Provide an exact copy of the data, excluding the images.

##########

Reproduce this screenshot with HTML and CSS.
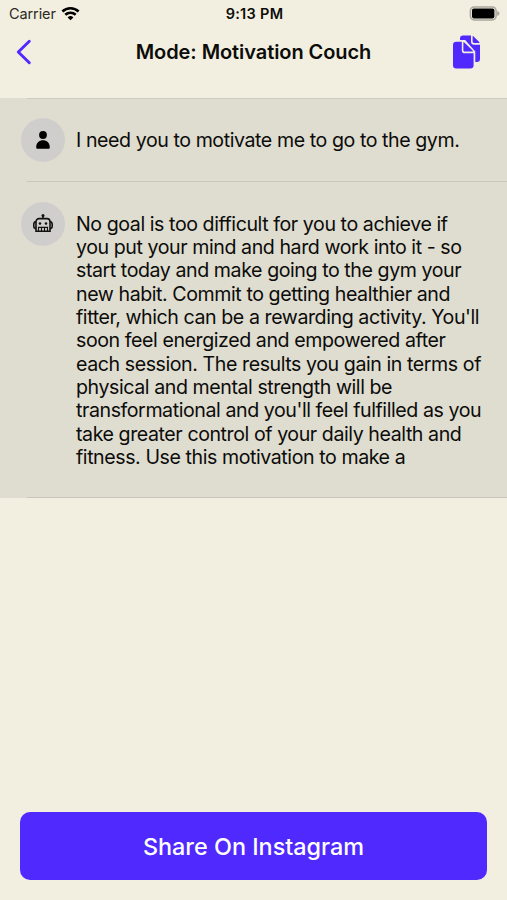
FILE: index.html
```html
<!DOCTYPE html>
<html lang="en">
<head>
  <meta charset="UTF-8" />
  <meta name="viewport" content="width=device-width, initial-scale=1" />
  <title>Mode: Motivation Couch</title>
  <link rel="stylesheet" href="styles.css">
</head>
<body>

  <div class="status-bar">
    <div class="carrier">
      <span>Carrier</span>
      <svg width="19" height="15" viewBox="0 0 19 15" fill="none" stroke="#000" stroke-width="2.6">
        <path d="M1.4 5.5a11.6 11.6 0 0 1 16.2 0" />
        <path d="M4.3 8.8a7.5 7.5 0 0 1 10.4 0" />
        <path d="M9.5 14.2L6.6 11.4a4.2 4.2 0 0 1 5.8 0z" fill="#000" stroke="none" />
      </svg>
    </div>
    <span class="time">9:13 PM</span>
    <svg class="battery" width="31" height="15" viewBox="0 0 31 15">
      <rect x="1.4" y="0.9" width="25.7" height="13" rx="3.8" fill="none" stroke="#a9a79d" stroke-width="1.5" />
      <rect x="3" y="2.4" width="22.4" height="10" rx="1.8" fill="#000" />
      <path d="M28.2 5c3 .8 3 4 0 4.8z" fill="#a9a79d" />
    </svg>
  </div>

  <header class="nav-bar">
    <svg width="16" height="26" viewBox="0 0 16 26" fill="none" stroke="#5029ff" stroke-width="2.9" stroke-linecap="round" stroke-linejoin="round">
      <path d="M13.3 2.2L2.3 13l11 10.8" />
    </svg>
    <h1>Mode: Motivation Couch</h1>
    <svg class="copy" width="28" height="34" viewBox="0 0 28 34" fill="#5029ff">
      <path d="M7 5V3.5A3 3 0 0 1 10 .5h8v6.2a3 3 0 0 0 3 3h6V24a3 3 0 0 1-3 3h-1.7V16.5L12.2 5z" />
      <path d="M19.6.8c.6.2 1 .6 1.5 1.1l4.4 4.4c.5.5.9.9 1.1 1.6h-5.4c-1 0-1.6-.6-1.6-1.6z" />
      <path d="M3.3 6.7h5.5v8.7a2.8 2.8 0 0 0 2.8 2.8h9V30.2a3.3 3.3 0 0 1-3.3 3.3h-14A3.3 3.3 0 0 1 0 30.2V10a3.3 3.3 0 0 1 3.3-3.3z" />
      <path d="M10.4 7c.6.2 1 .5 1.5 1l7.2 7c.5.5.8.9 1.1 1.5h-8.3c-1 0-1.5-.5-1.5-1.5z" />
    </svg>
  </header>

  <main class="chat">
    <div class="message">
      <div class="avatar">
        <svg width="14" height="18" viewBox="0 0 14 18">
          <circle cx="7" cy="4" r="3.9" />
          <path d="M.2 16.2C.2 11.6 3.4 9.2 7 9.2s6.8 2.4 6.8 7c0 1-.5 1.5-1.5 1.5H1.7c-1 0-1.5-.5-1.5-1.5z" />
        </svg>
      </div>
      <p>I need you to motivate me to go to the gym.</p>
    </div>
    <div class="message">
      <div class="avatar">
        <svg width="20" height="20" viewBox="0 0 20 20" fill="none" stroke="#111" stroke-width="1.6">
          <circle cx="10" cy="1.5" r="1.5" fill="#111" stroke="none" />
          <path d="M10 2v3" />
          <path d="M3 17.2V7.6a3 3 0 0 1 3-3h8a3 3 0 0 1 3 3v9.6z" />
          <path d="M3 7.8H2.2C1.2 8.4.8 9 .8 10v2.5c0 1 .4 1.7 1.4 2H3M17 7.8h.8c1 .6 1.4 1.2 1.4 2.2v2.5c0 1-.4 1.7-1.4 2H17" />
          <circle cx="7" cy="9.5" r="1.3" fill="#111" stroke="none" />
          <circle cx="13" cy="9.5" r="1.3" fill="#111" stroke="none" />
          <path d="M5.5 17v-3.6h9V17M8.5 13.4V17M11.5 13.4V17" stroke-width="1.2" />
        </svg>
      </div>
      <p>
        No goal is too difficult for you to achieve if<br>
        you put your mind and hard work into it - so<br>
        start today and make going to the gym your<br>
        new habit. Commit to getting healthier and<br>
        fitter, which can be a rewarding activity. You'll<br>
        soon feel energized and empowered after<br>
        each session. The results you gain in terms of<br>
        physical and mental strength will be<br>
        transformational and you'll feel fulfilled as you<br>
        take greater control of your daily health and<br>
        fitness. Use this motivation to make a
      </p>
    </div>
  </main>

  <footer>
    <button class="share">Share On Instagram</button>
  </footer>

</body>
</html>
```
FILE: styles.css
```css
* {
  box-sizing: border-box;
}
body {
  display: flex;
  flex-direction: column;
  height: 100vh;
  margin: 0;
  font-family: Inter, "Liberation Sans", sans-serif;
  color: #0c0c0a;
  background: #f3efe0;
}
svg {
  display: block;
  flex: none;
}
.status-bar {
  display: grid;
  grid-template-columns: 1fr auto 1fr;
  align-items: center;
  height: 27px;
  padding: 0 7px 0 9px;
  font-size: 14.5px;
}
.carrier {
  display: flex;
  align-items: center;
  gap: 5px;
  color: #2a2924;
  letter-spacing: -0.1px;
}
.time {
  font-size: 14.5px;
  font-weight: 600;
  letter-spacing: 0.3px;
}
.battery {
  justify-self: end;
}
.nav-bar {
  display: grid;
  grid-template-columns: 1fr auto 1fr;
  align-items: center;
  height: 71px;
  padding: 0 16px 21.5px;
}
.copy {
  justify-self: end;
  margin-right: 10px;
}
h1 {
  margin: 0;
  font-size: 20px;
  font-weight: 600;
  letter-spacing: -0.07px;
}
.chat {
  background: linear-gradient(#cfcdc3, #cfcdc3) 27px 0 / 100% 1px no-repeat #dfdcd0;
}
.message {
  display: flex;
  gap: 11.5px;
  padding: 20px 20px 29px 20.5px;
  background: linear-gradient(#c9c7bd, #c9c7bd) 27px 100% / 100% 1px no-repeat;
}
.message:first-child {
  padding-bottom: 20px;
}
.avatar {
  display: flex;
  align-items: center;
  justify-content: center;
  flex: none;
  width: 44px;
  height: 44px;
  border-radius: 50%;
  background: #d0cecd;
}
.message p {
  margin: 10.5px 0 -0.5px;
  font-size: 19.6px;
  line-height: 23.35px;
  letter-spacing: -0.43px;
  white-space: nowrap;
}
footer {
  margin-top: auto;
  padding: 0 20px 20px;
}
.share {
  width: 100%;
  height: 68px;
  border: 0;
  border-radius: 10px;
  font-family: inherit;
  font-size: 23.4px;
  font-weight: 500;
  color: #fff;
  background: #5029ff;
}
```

##########

# EXPECTED OUTPUT
Reproduce this screenshot with HTML and CSS.
FILE: index.html
```html
<!DOCTYPE html>
<html lang="en">
<head>
  <meta charset="UTF-8" />
  <meta name="viewport" content="width=device-width, initial-scale=1" />
  <title>Mode: Motivation Couch</title>
  <link rel="stylesheet" href="styles.css">
</head>
<body>

  <div class="status-bar">
    <div class="carrier">
      <span>Carrier</span>
      <svg width="19" height="15" viewBox="0 0 19 15" fill="none" stroke="#000" stroke-width="2.6">
        <path d="M1.4 5.5a11.6 11.6 0 0 1 16.2 0" />
        <path d="M4.3 8.8a7.5 7.5 0 0 1 10.4 0" />
        <path d="M9.5 14.2L6.6 11.4a4.2 4.2 0 0 1 5.8 0z" fill="#000" stroke="none" />
      </svg>
    </div>
    <span class="time">9:13 PM</span>
    <svg class="battery" width="31" height="15" viewBox="0 0 31 15">
      <rect x="1.4" y="0.9" width="25.7" height="13" rx="3.8" fill="none" stroke="#a9a79d" stroke-width="1.5" />
      <rect x="3" y="2.4" width="22.4" height="10" rx="1.8" fill="#000" />
      <path d="M28.2 5c3 .8 3 4 0 4.8z" fill="#a9a79d" />
    </svg>
  </div>

  <header class="nav-bar">
    <svg width="16" height="26" viewBox="0 0 16 26" fill="none" stroke="#5029ff" stroke-width="2.9" stroke-linecap="round" stroke-linejoin="round">
      <path d="M13.3 2.2L2.3 13l11 10.8" />
    </svg>
    <h1>Mode: Motivation Couch</h1>
    <svg class="copy" width="28" height="34" viewBox="0 0 28 34" fill="#5029ff">
      <path d="M7 5V3.5A3 3 0 0 1 10 .5h8v6.2a3 3 0 0 0 3 3h6V24a3 3 0 0 1-3 3h-1.7V16.5L12.2 5z" />
      <path d="M19.6.8c.6.2 1 .6 1.5 1.1l4.4 4.4c.5.5.9.9 1.1 1.6h-5.4c-1 0-1.6-.6-1.6-1.6z" />
      <path d="M3.3 6.7h5.5v8.7a2.8 2.8 0 0 0 2.8 2.8h9V30.2a3.3 3.3 0 0 1-3.3 3.3h-14A3.3 3.3 0 0 1 0 30.2V10a3.3 3.3 0 0 1 3.3-3.3z" />
      <path d="M10.4 7c.6.2 1 .5 1.5 1l7.2 7c.5.5.8.9 1.1 1.5h-8.3c-1 0-1.5-.5-1.5-1.5z" />
    </svg>
  </header>

  <main class="chat">
    <div class="message">
      <div class="avatar">
        <svg width="14" height="18" viewBox="0 0 14 18">
          <circle cx="7" cy="4" r="3.9" />
          <path d="M.2 16.2C.2 11.6 3.4 9.2 7 9.2s6.8 2.4 6.8 7c0 1-.5 1.5-1.5 1.5H1.7c-1 0-1.5-.5-1.5-1.5z" />
        </svg>
      </div>
      <p>I need you to motivate me to go to the gym.</p>
    </div>
    <div class="message">
      <div class="avatar">
        <svg width="20" height="20" viewBox="0 0 20 20" fill="none" stroke="#111" stroke-width="1.6">
          <circle cx="10" cy="1.5" r="1.5" fill="#111" stroke="none" />
          <path d="M10 2v3" />
          <path d="M3 17.2V7.6a3 3 0 0 1 3-3h8a3 3 0 0 1 3 3v9.6z" />
          <path d="M3 7.8H2.2C1.2 8.4.8 9 .8 10v2.5c0 1 .4 1.7 1.4 2H3M17 7.8h.8c1 .6 1.4 1.2 1.4 2.2v2.5c0 1-.4 1.7-1.4 2H17" />
          <circle cx="7" cy="9.5" r="1.3" fill="#111" stroke="none" />
          <circle cx="13" cy="9.5" r="1.3" fill="#111" stroke="none" />
          <path d="M5.5 17v-3.6h9V17M8.5 13.4V17M11.5 13.4V17" stroke-width="1.2" />
        </svg>
      </div>
      <p>
        No goal is too difficult for you to achieve if<br>
        you put your mind and hard work into it - so<br>
        start today and make going to the gym your<br>
        new habit. Commit to getting healthier and<br>
        fitter, which can be a rewarding activity. You'll<br>
        soon feel energized and empowered after<br>
        each session. The results you gain in terms of<br>
        physical and mental strength will be<br>
        transformational and you'll feel fulfilled as you<br>
        take greater control of your daily health and<br>
        fitness. Use this motivation to make a
      </p>
    </div>
  </main>

  <footer>
    <button class="share">Share On Instagram</button>
  </footer>

</body>
</html>
```
FILE: styles.css
```css
* {
  box-sizing: border-box;
}
body {
  display: flex;
  flex-direction: column;
  height: 100vh;
  margin: 0;
  font-family: Inter, "Liberation Sans", sans-serif;
  color: #0c0c0a;
  background: #f3efe0;
}
svg {
  display: block;
  flex: none;
}
.status-bar {
  display: grid;
  grid-template-columns: 1fr auto 1fr;
  align-items: center;
  height: 27px;
  padding: 0 7px 0 9px;
  font-size: 14.5px;
}
.carrier {
  display: flex;
  align-items: center;
  gap: 5px;
  color: #2a2924;
  letter-spacing: -0.1px;
}
.time {
  font-size: 14.5px;
  font-weight: 600;
  letter-spacing: 0.3px;
}
.battery {
  justify-self: end;
}
.nav-bar {
  display: grid;
  grid-template-columns: 1fr auto 1fr;
  align-items: center;
  height: 71px;
  padding: 0 16px 21.5px;
}
.copy {
  justify-self: end;
  margin-right: 10px;
}
h1 {
  margin: 0;
  font-size: 20px;
  font-weight: 600;
  letter-spacing: -0.07px;
}
.chat {
  background: linear-gradient(#cfcdc3, #cfcdc3) 27px 0 / 100% 1px no-repeat #dfdcd0;
}
.message {
  display: flex;
  gap: 11.5px;
  padding: 20px 20px 29px 20.5px;
  background: linear-gradient(#c9c7bd, #c9c7bd) 27px 100% / 100% 1px no-repeat;
}
.message:first-child {
  padding-bottom: 20px;
}
.avatar {
  display: flex;
  align-items: center;
  justify-content: center;
  flex: none;
  width: 44px;
  height: 44px;
  border-radius: 50%;
  background: #d0cecd;
}
.message p {
  margin: 10.5px 0 -0.5px;
  font-size: 19.6px;
  line-height: 23.35px;
  letter-spacing: -0.43px;
  white-space: nowrap;
}
footer {
  margin-top: auto;
  padding: 0 20px 20px;
}
.share {
  width: 100%;
  height: 68px;
  border: 0;
  border-radius: 10px;
  font-family: inherit;
  font-size: 23.4px;
  font-weight: 500;
  color: #fff;
  background: #5029ff;
}
```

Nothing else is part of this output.